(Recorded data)
◇ ◇ ◇ ◇
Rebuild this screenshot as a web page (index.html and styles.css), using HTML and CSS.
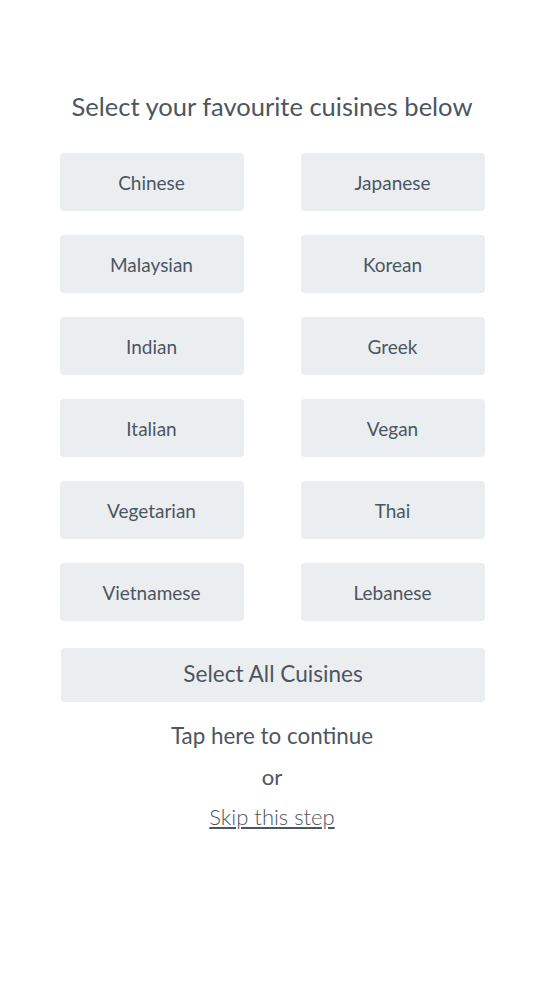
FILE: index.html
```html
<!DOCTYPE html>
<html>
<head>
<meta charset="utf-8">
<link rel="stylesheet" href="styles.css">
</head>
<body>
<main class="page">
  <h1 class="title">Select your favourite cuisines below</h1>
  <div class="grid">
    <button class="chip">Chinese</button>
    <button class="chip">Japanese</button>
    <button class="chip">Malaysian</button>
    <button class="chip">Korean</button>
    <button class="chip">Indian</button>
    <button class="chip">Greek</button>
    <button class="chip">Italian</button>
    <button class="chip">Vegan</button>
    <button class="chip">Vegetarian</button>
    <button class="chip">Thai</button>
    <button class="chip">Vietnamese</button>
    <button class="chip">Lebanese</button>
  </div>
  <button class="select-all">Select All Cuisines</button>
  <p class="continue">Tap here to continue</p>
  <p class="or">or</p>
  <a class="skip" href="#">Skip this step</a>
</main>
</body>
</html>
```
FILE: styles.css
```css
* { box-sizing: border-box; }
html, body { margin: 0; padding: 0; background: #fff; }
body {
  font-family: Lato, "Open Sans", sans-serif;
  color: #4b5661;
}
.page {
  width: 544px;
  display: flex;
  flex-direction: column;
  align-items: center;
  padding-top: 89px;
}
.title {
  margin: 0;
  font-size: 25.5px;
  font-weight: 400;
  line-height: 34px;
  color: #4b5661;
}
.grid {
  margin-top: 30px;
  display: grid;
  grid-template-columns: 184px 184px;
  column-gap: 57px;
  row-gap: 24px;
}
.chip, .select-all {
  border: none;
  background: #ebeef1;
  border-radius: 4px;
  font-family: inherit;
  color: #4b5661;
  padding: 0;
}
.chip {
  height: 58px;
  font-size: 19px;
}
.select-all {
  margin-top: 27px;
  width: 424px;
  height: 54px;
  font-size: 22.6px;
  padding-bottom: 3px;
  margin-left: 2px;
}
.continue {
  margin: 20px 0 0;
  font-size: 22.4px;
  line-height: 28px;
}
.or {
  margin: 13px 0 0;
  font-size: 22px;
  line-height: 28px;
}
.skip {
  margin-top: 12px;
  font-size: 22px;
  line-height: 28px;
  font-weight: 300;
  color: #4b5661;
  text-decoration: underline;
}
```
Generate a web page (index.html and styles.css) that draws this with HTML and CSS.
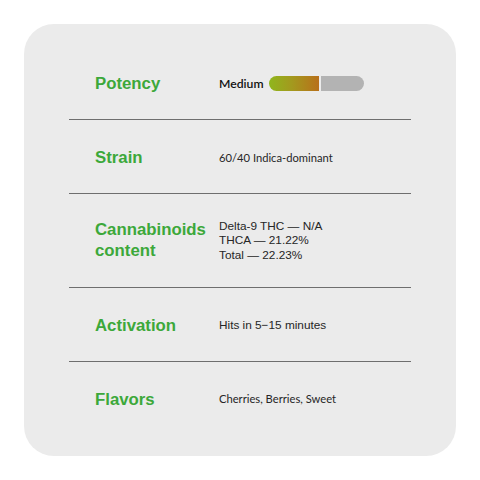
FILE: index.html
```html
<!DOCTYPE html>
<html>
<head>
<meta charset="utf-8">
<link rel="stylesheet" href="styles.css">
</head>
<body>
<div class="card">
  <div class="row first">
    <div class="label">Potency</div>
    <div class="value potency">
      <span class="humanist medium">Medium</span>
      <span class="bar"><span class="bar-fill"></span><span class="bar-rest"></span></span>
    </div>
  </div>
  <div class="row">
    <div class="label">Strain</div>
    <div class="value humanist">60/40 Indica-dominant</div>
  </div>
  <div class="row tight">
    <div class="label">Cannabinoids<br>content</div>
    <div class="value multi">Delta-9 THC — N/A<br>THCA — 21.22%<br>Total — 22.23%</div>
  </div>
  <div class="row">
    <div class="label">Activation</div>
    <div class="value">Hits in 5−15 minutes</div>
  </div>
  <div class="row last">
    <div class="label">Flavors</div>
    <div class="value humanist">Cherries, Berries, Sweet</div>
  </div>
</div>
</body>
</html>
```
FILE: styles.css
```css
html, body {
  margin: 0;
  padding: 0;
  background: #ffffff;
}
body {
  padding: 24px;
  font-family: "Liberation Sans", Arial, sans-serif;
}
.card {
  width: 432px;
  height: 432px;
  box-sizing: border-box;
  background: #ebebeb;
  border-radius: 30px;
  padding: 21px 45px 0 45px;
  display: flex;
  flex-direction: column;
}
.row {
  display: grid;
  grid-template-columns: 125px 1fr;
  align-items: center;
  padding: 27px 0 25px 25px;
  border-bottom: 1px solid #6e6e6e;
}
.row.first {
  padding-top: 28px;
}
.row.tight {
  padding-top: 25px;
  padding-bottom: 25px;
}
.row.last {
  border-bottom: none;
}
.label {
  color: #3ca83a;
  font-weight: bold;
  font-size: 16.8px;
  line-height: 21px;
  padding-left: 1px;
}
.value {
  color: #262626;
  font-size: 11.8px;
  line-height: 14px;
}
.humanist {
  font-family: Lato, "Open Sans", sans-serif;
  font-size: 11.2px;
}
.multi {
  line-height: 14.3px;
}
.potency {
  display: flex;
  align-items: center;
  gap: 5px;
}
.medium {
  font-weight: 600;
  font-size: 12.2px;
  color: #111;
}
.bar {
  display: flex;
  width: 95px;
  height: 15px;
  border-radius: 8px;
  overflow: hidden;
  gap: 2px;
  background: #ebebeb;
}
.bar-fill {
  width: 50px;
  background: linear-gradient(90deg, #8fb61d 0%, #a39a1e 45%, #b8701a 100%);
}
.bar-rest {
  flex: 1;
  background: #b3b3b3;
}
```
◇ ◇ ◇ ◇
→ What is needed
Each entry above should be reproduced exactly, with the pictures removed.

→ Written response
Rebuild this screenshot as a web page (index.html and styles.css), using HTML and CSS.
FILE: index.html
```html
<!DOCTYPE html>
<html>
<head>
<meta charset="utf-8">
<link rel="stylesheet" href="styles.css">
</head>
<body>
<main class="page">
  <h1 class="title">Select your favourite cuisines below</h1>
  <div class="grid">
    <button class="chip">Chinese</button>
    <button class="chip">Japanese</button>
    <button class="chip">Malaysian</button>
    <button class="chip">Korean</button>
    <button class="chip">Indian</button>
    <button class="chip">Greek</button>
    <button class="chip">Italian</button>
    <button class="chip">Vegan</button>
    <button class="chip">Vegetarian</button>
    <button class="chip">Thai</button>
    <button class="chip">Vietnamese</button>
    <button class="chip">Lebanese</button>
  </div>
  <button class="select-all">Select All Cuisines</button>
  <p class="continue">Tap here to continue</p>
  <p class="or">or</p>
  <a class="skip" href="#">Skip this step</a>
</main>
</body>
</html>
```
FILE: styles.css
```css
* { box-sizing: border-box; }
html, body { margin: 0; padding: 0; background: #fff; }
body {
  font-family: Lato, "Open Sans", sans-serif;
  color: #4b5661;
}
.page {
  width: 544px;
  display: flex;
  flex-direction: column;
  align-items: center;
  padding-top: 89px;
}
.title {
  margin: 0;
  font-size: 25.5px;
  font-weight: 400;
  line-height: 34px;
  color: #4b5661;
}
.grid {
  margin-top: 30px;
  display: grid;
  grid-template-columns: 184px 184px;
  column-gap: 57px;
  row-gap: 24px;
}
.chip, .select-all {
  border: none;
  background: #ebeef1;
  border-radius: 4px;
  font-family: inherit;
  color: #4b5661;
  padding: 0;
}
.chip {
  height: 58px;
  font-size: 19px;
}
.select-all {
  margin-top: 27px;
  width: 424px;
  height: 54px;
  font-size: 22.6px;
  padding-bottom: 3px;
  margin-left: 2px;
}
.continue {
  margin: 20px 0 0;
  font-size: 22.4px;
  line-height: 28px;
}
.or {
  margin: 13px 0 0;
  font-size: 22px;
  line-height: 28px;
}
.skip {
  margin-top: 12px;
  font-size: 22px;
  line-height: 28px;
  font-weight: 300;
  color: #4b5661;
  text-decoration: underline;
}
```
Generate a web page (index.html and styles.css) that draws this with HTML and CSS.
FILE: index.html
```html
<!DOCTYPE html>
<html>
<head>
<meta charset="utf-8">
<link rel="stylesheet" href="styles.css">
</head>
<body>
<div class="card">
  <div class="row first">
    <div class="label">Potency</div>
    <div class="value potency">
      <span class="humanist medium">Medium</span>
      <span class="bar"><span class="bar-fill"></span><span class="bar-rest"></span></span>
    </div>
  </div>
  <div class="row">
    <div class="label">Strain</div>
    <div class="value humanist">60/40 Indica-dominant</div>
  </div>
  <div class="row tight">
    <div class="label">Cannabinoids<br>content</div>
    <div class="value multi">Delta-9 THC — N/A<br>THCA — 21.22%<br>Total — 22.23%</div>
  </div>
  <div class="row">
    <div class="label">Activation</div>
    <div class="value">Hits in 5−15 minutes</div>
  </div>
  <div class="row last">
    <div class="label">Flavors</div>
    <div class="value humanist">Cherries, Berries, Sweet</div>
  </div>
</div>
</body>
</html>
```
FILE: styles.css
```css
html, body {
  margin: 0;
  padding: 0;
  background: #ffffff;
}
body {
  padding: 24px;
  font-family: "Liberation Sans", Arial, sans-serif;
}
.card {
  width: 432px;
  height: 432px;
  box-sizing: border-box;
  background: #ebebeb;
  border-radius: 30px;
  padding: 21px 45px 0 45px;
  display: flex;
  flex-direction: column;
}
.row {
  display: grid;
  grid-template-columns: 125px 1fr;
  align-items: center;
  padding: 27px 0 25px 25px;
  border-bottom: 1px solid #6e6e6e;
}
.row.first {
  padding-top: 28px;
}
.row.tight {
  padding-top: 25px;
  padding-bottom: 25px;
}
.row.last {
  border-bottom: none;
}
.label {
  color: #3ca83a;
  font-weight: bold;
  font-size: 16.8px;
  line-height: 21px;
  padding-left: 1px;
}
.value {
  color: #262626;
  font-size: 11.8px;
  line-height: 14px;
}
.humanist {
  font-family: Lato, "Open Sans", sans-serif;
  font-size: 11.2px;
}
.multi {
  line-height: 14.3px;
}
.potency {
  display: flex;
  align-items: center;
  gap: 5px;
}
.medium {
  font-weight: 600;
  font-size: 12.2px;
  color: #111;
}
.bar {
  display: flex;
  width: 95px;
  height: 15px;
  border-radius: 8px;
  overflow: hidden;
  gap: 2px;
  background: #ebebeb;
}
.bar-fill {
  width: 50px;
  background: linear-gradient(90deg, #8fb61d 0%, #a39a1e 45%, #b8701a 100%);
}
.bar-rest {
  flex: 1;
  background: #b3b3b3;
}
```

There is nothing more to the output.